## START Exercise materials

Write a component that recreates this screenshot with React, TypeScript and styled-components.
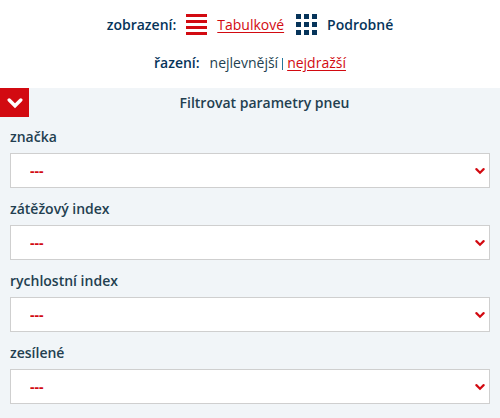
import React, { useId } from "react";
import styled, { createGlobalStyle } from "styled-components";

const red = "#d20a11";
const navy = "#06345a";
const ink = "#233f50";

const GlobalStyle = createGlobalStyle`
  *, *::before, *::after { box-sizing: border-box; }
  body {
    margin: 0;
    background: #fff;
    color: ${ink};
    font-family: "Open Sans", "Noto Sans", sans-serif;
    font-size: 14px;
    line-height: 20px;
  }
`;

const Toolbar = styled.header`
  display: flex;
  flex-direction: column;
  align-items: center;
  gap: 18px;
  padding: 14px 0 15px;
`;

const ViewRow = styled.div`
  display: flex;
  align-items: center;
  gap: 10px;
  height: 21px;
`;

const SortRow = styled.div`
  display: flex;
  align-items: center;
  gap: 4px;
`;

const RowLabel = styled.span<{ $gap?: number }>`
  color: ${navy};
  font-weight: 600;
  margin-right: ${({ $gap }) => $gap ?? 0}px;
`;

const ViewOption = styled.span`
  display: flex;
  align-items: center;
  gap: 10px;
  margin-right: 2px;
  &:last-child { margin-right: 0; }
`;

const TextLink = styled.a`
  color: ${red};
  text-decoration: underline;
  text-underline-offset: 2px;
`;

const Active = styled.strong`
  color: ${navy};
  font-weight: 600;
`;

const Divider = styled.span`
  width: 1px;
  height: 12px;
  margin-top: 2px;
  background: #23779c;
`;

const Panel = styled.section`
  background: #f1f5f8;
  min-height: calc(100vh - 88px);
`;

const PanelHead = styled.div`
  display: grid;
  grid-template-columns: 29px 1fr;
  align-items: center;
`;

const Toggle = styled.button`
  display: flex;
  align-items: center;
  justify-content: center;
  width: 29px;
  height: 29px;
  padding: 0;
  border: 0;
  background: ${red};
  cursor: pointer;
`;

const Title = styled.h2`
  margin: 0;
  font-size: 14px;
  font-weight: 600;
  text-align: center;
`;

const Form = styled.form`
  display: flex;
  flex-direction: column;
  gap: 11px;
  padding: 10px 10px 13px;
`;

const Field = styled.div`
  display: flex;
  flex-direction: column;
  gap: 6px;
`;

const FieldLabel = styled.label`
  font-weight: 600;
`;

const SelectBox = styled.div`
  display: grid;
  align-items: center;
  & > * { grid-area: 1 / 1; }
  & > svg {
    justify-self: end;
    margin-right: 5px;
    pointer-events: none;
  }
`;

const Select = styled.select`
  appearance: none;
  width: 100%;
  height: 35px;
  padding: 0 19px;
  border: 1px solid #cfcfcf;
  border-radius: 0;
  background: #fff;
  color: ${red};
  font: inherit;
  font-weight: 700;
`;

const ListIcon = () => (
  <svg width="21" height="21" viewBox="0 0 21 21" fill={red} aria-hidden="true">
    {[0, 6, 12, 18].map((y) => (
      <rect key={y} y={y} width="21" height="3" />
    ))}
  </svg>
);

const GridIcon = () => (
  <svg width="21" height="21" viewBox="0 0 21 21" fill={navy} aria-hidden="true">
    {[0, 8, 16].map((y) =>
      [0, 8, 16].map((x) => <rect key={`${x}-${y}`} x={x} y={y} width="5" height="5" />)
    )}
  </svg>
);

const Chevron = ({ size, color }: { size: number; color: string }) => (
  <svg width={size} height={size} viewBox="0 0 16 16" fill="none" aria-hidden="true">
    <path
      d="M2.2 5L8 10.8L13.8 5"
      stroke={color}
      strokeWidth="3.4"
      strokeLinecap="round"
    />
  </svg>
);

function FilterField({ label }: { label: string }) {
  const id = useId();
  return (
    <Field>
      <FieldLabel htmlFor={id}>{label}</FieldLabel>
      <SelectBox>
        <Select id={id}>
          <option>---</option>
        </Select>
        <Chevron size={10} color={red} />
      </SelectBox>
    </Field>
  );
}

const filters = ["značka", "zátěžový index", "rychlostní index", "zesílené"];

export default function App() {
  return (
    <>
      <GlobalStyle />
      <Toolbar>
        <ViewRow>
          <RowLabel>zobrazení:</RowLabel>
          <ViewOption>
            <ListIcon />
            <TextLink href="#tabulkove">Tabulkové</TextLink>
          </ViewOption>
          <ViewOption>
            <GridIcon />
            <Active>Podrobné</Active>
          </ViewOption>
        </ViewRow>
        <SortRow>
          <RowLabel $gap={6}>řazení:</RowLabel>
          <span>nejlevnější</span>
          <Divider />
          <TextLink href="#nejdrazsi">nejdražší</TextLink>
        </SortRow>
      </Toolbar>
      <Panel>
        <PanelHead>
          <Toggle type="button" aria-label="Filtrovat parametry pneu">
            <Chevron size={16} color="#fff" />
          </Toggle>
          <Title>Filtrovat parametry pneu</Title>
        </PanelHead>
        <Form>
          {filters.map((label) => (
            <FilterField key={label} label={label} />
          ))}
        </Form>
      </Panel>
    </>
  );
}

## END Exercise materials
## START Exercise materials

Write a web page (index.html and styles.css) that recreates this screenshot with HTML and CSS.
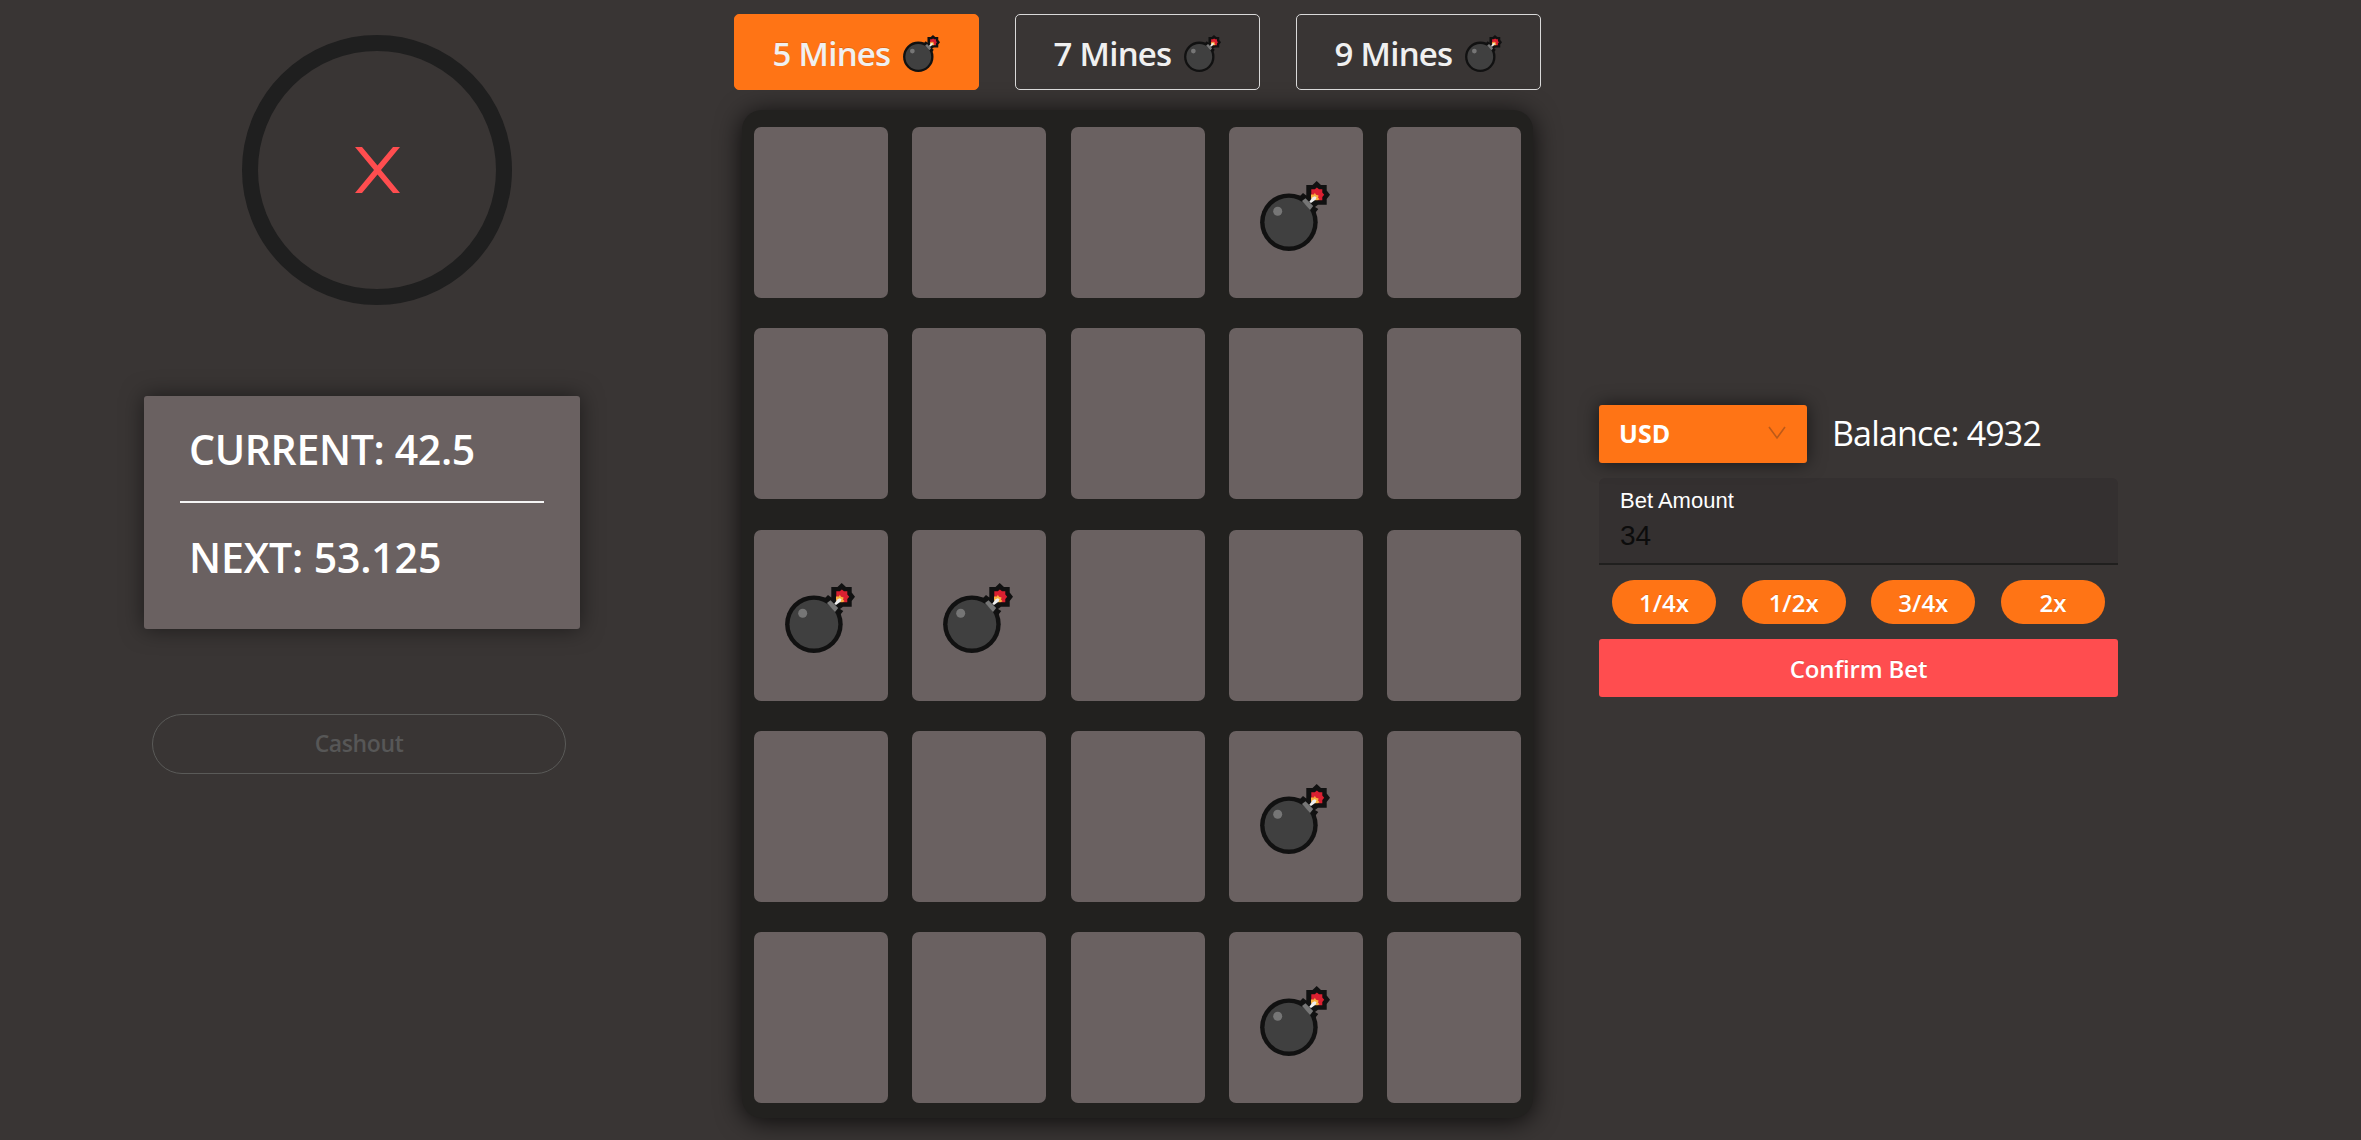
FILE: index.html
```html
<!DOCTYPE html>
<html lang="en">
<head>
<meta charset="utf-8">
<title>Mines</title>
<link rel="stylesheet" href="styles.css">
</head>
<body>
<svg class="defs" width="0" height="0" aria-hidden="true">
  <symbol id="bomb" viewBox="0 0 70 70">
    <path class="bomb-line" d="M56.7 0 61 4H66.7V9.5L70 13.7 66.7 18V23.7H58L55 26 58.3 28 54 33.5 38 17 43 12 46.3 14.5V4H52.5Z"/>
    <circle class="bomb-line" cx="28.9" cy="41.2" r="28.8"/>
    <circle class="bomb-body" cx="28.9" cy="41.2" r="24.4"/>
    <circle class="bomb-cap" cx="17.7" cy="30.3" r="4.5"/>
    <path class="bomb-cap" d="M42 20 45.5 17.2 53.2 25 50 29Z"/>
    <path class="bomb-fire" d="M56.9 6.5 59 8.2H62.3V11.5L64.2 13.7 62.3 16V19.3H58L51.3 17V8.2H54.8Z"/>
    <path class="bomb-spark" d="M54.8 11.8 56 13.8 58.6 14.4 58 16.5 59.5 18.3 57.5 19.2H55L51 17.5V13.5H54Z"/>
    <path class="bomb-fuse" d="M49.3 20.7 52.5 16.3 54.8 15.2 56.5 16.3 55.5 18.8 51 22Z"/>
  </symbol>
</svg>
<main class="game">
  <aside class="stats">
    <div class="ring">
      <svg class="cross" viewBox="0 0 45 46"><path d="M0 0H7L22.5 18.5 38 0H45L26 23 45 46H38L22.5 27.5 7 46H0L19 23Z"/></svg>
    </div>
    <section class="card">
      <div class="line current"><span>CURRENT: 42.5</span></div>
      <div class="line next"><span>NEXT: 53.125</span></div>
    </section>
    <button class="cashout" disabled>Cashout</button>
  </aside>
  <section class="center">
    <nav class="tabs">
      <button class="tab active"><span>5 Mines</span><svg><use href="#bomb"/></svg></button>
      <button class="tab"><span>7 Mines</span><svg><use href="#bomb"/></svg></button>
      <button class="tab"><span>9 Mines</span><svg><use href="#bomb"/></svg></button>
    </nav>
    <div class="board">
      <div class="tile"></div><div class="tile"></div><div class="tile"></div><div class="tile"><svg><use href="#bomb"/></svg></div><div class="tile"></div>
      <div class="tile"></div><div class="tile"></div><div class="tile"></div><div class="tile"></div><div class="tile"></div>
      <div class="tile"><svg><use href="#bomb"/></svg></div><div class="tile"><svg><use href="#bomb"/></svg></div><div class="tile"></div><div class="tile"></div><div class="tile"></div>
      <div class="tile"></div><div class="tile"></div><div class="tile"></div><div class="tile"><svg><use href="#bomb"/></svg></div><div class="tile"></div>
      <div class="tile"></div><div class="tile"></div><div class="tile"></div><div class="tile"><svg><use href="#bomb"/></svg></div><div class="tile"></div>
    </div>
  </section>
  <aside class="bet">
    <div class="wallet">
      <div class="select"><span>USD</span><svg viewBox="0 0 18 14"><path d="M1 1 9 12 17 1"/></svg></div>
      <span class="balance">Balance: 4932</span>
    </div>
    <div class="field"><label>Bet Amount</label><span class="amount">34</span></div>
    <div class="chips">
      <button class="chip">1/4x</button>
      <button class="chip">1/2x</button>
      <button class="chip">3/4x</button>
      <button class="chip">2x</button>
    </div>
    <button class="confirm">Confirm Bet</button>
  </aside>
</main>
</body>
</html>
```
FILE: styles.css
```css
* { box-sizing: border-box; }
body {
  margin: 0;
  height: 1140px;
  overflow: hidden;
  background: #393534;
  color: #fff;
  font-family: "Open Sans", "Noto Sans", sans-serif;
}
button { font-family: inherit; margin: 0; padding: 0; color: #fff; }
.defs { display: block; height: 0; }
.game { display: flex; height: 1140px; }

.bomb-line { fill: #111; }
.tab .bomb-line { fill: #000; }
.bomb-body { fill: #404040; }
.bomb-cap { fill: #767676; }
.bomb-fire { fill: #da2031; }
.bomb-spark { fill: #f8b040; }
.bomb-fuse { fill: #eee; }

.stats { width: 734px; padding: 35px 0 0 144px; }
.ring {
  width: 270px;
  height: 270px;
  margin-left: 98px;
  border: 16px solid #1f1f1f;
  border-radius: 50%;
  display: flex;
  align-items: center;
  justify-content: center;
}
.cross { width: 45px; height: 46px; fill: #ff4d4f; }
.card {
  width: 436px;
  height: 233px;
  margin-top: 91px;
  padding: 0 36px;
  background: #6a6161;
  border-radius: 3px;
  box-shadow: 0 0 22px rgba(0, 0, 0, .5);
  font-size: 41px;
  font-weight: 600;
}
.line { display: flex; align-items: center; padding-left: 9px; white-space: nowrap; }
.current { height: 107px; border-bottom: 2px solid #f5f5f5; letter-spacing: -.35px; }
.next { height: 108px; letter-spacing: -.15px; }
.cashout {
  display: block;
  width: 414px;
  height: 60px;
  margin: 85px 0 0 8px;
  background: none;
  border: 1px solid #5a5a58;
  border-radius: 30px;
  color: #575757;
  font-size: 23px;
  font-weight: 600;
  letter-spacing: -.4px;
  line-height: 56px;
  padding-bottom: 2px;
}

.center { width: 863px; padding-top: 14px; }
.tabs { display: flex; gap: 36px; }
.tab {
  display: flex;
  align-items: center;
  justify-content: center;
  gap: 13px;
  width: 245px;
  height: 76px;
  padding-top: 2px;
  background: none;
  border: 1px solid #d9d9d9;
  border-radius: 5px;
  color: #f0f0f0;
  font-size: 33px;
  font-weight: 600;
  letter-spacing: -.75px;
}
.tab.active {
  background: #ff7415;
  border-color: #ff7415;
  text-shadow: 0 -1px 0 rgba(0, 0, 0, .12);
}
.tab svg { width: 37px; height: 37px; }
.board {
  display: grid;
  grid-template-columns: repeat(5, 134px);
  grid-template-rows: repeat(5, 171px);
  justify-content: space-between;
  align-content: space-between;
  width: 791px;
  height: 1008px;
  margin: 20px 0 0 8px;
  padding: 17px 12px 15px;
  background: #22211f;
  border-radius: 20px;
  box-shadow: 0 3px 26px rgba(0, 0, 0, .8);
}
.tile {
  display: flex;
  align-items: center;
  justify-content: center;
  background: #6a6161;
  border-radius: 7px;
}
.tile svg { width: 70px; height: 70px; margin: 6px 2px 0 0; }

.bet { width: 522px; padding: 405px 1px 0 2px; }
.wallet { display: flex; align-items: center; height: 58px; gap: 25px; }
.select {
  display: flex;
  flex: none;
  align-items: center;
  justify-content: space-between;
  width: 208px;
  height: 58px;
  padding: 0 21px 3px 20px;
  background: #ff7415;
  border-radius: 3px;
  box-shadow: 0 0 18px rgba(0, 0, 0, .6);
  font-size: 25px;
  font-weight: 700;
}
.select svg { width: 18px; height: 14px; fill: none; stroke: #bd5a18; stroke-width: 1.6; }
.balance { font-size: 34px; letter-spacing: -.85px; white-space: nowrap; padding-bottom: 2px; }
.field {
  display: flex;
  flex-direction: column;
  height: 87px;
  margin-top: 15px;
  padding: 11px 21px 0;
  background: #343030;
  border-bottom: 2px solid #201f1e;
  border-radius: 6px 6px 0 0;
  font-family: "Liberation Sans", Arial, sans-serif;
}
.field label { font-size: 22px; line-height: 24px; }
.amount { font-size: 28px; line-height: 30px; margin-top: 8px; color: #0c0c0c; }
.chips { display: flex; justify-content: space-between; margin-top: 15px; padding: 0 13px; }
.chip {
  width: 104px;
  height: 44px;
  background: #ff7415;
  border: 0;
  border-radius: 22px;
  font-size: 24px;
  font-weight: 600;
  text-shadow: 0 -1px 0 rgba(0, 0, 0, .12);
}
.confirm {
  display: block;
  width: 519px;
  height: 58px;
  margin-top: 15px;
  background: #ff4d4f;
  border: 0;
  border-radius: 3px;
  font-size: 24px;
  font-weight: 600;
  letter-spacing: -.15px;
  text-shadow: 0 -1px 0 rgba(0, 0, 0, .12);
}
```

## END Exercise materials

Your instructions → Show, from the listing above, each line that contains the word "with".

Expected answer →
Write a component that recreates this screenshot with React, TypeScript and styled-components.
Write a web page (index.html and styles.css) that recreates this screenshot with HTML and CSS.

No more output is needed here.